• [To do]: Nothing outside the lines from the one containing "Rebuild this screenshot" down to the one containing "FaGithubSquare, FaTwitterSquare, FaLinkedin" belongs in the copy; print that span exactly, both ends included, with pictures removed.

(Part of a data file)
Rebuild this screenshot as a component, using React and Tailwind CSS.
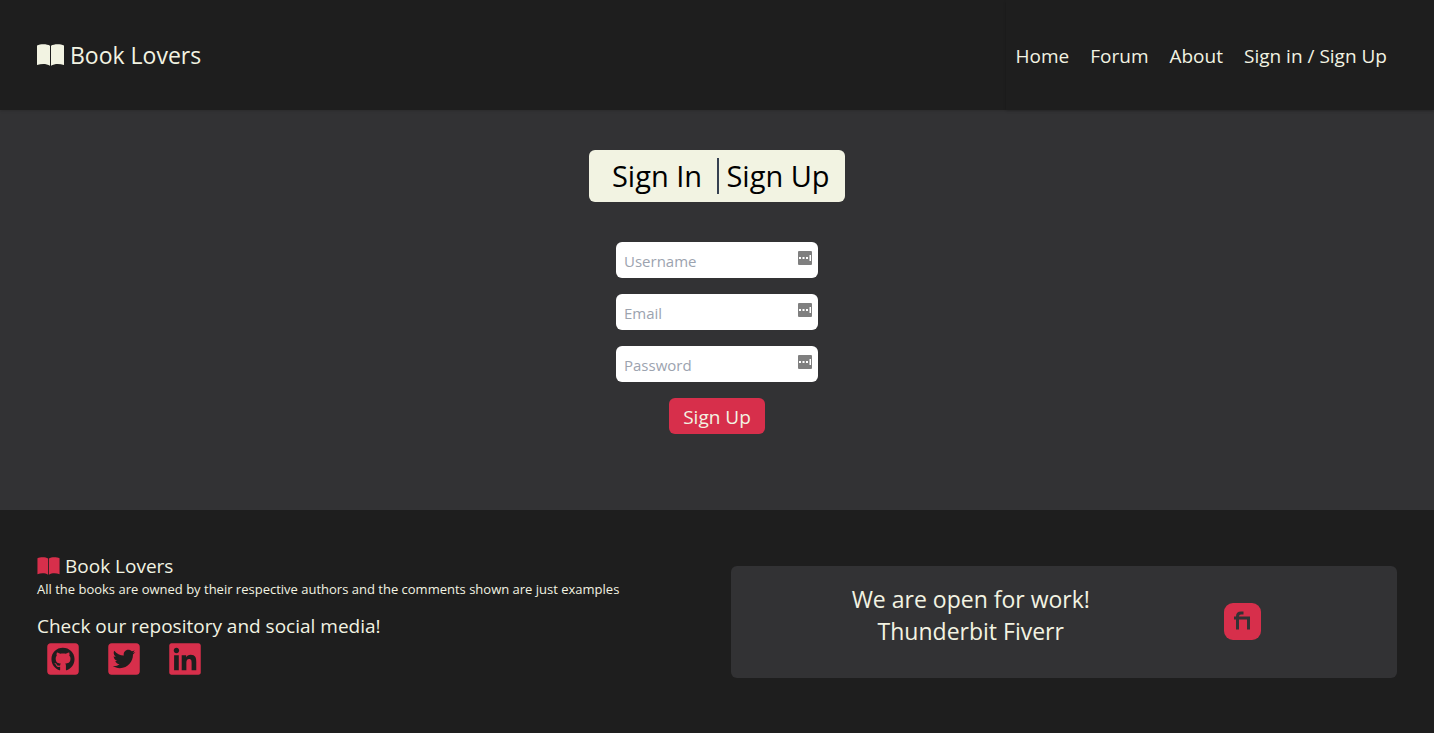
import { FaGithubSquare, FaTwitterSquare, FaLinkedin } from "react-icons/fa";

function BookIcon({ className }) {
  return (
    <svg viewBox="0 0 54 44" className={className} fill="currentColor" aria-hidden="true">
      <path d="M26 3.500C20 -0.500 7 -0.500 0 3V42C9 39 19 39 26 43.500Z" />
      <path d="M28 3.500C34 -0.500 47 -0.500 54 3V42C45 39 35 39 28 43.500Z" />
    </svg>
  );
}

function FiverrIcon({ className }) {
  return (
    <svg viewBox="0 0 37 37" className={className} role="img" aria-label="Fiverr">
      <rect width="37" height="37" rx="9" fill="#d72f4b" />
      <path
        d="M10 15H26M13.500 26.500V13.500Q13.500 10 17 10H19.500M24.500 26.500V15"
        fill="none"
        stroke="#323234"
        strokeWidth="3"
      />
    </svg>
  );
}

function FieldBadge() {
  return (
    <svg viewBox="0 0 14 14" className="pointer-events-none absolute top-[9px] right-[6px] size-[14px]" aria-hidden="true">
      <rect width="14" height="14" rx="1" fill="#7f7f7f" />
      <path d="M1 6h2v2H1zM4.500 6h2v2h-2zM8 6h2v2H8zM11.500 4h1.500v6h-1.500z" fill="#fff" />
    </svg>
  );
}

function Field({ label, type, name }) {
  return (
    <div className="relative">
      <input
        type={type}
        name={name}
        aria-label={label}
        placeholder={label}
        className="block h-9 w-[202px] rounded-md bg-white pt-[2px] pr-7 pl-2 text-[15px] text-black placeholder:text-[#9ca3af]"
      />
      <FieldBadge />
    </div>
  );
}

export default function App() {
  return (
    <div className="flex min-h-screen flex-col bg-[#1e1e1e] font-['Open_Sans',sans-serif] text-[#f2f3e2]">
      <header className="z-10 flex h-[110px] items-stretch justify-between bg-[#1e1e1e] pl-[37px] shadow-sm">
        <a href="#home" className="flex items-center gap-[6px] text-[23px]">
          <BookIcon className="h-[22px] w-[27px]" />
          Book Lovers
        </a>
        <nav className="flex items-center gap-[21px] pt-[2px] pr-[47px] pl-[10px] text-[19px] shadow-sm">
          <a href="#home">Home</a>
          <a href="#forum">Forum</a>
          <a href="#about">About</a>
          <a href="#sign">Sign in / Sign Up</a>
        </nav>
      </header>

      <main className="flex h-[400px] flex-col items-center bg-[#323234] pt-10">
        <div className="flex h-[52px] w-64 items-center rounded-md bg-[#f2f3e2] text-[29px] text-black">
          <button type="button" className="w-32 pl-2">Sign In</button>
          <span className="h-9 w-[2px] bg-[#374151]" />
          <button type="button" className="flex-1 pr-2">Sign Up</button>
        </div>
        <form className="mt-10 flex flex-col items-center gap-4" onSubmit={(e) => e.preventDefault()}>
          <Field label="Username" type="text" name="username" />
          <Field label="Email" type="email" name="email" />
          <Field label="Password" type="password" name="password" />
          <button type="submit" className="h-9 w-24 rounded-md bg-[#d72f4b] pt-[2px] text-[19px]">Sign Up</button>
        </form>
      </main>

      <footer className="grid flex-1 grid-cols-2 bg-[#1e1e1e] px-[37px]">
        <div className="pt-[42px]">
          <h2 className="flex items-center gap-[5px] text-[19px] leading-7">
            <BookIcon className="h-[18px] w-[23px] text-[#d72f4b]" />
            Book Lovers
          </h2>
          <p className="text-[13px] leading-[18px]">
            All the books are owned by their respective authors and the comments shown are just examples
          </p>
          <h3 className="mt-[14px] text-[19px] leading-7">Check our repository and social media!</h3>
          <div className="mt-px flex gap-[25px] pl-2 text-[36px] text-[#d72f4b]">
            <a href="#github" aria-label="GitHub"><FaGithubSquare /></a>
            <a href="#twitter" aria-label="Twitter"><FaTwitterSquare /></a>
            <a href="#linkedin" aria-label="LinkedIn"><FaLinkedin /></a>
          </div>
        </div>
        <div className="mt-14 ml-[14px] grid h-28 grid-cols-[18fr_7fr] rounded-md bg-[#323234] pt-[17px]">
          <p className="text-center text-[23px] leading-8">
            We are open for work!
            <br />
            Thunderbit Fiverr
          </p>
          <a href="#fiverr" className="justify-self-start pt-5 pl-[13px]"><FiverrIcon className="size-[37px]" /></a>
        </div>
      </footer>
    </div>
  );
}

* * *

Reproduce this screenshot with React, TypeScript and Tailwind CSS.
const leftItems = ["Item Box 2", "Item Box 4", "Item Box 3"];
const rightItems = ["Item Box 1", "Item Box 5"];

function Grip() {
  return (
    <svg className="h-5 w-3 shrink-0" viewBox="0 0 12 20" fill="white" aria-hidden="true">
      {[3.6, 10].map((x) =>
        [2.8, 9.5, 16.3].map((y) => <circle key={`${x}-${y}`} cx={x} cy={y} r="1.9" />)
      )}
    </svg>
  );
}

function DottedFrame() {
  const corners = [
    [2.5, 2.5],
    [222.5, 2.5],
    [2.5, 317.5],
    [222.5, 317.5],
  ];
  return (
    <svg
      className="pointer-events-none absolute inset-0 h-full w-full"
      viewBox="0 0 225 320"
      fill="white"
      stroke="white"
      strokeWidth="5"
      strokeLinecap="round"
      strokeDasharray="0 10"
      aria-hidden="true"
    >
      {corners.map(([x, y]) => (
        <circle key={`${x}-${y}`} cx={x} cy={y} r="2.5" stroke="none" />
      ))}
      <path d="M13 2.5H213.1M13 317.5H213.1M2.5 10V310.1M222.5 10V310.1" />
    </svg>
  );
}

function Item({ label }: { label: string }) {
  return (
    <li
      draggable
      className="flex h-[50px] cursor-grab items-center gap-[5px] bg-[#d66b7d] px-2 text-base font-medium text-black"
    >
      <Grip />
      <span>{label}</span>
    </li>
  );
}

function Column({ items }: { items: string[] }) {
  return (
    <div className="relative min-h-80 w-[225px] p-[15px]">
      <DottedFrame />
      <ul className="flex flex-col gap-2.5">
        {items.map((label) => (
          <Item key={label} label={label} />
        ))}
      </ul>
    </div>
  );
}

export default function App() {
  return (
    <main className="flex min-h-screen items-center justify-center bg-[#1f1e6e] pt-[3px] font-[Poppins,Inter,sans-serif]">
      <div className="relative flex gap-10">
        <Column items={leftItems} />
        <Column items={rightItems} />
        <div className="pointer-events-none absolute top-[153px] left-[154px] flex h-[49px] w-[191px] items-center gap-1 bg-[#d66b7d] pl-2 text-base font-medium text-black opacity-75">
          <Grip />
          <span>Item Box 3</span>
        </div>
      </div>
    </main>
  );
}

• [Result of this task]:
Rebuild this screenshot as a component, using React and Tailwind CSS.
import { FaGithubSquare, FaTwitterSquare, FaLinkedin } from "react-icons/fa";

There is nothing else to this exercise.